What Changing the Paper Size at the U.S. State Department Says About its Ability to Change

State Department
Bureaucracy
History
Author

Didelphis

Published

March 24, 2023

From a 2001 Government Executive magazine article on “The Powell Leadership Doctrine”:

Communication failures have led to absurdities at the State Department. For example, correspondence between headquarters and overseas embassies, known as Diplomatic Notes, for years had to be accompanied by a legal-size (8 1/2-inch by 14-inch) cover sheet. That wasn’t really a big deal when the notes were drafted on typewriters. But Ted Strickler, head of State’s Office of Foreign Missions, found that since the introduction of the desktop computer, his employees were spending a lot of extra time formatting the notes and fiddling with the paper in the printer.
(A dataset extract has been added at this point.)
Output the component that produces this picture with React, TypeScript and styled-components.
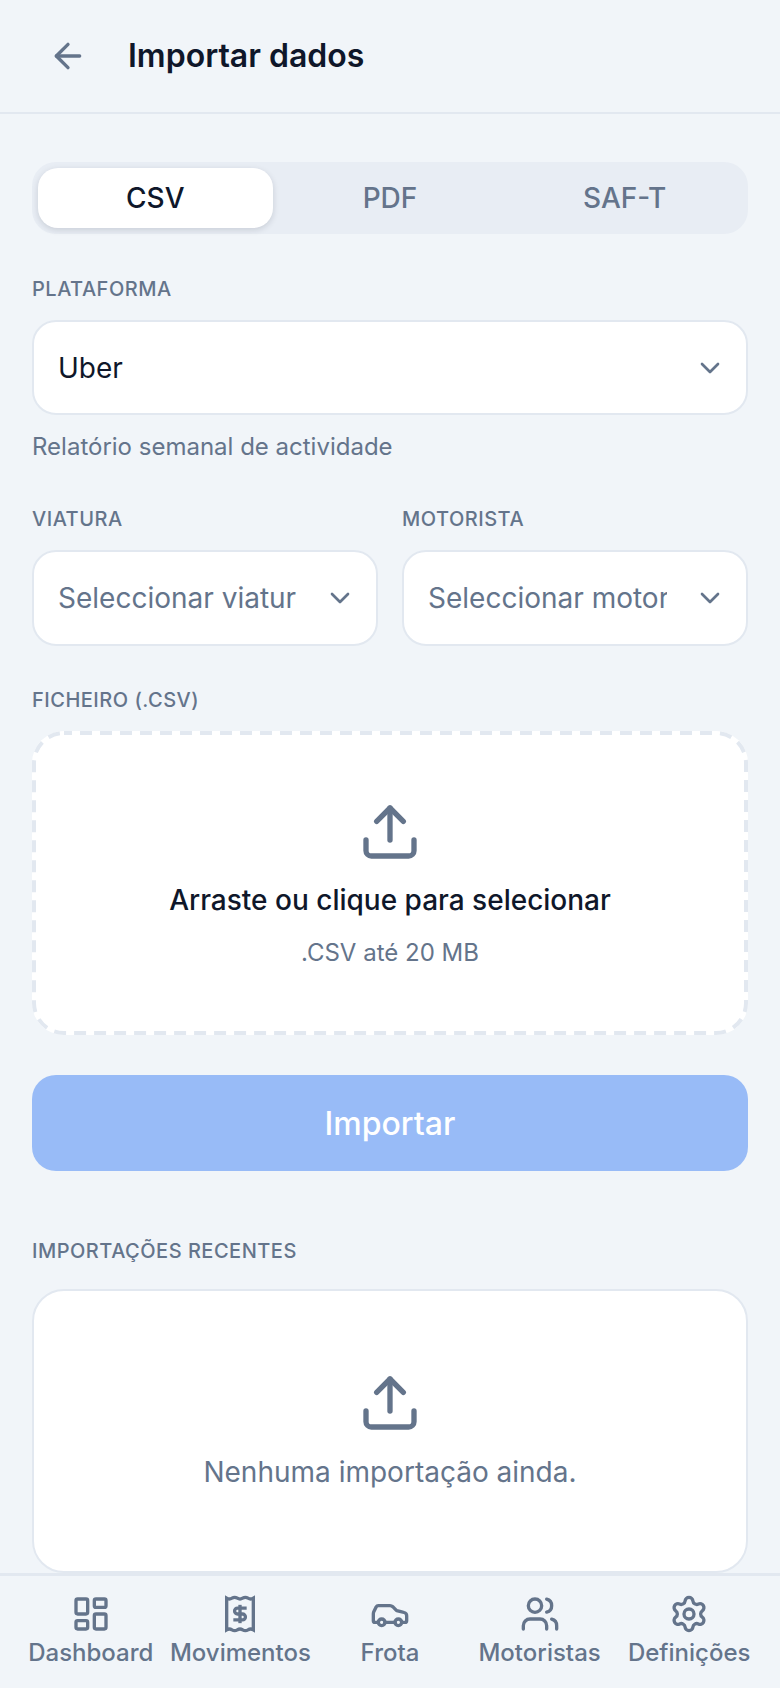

He checked to see whether he could use standard 8 1/2-inch by 11-inch paper for the Diplomatic Notes, instead. He was told to submit a formal action memorandum suggesting the change. Strickler submitted the suggestion to his superiors in January 1999. A year went by. He found out his action memorandum had been lost, so he resubmitted it. In early 2001-two years after he recommended the change in the first place-the department approved the use of standard paper. “If anything so innocuous as changing the size of the paper for Diplomatic Notes was so exceedingly difficult, how difficult would it be to make more important changes?” Strickler says.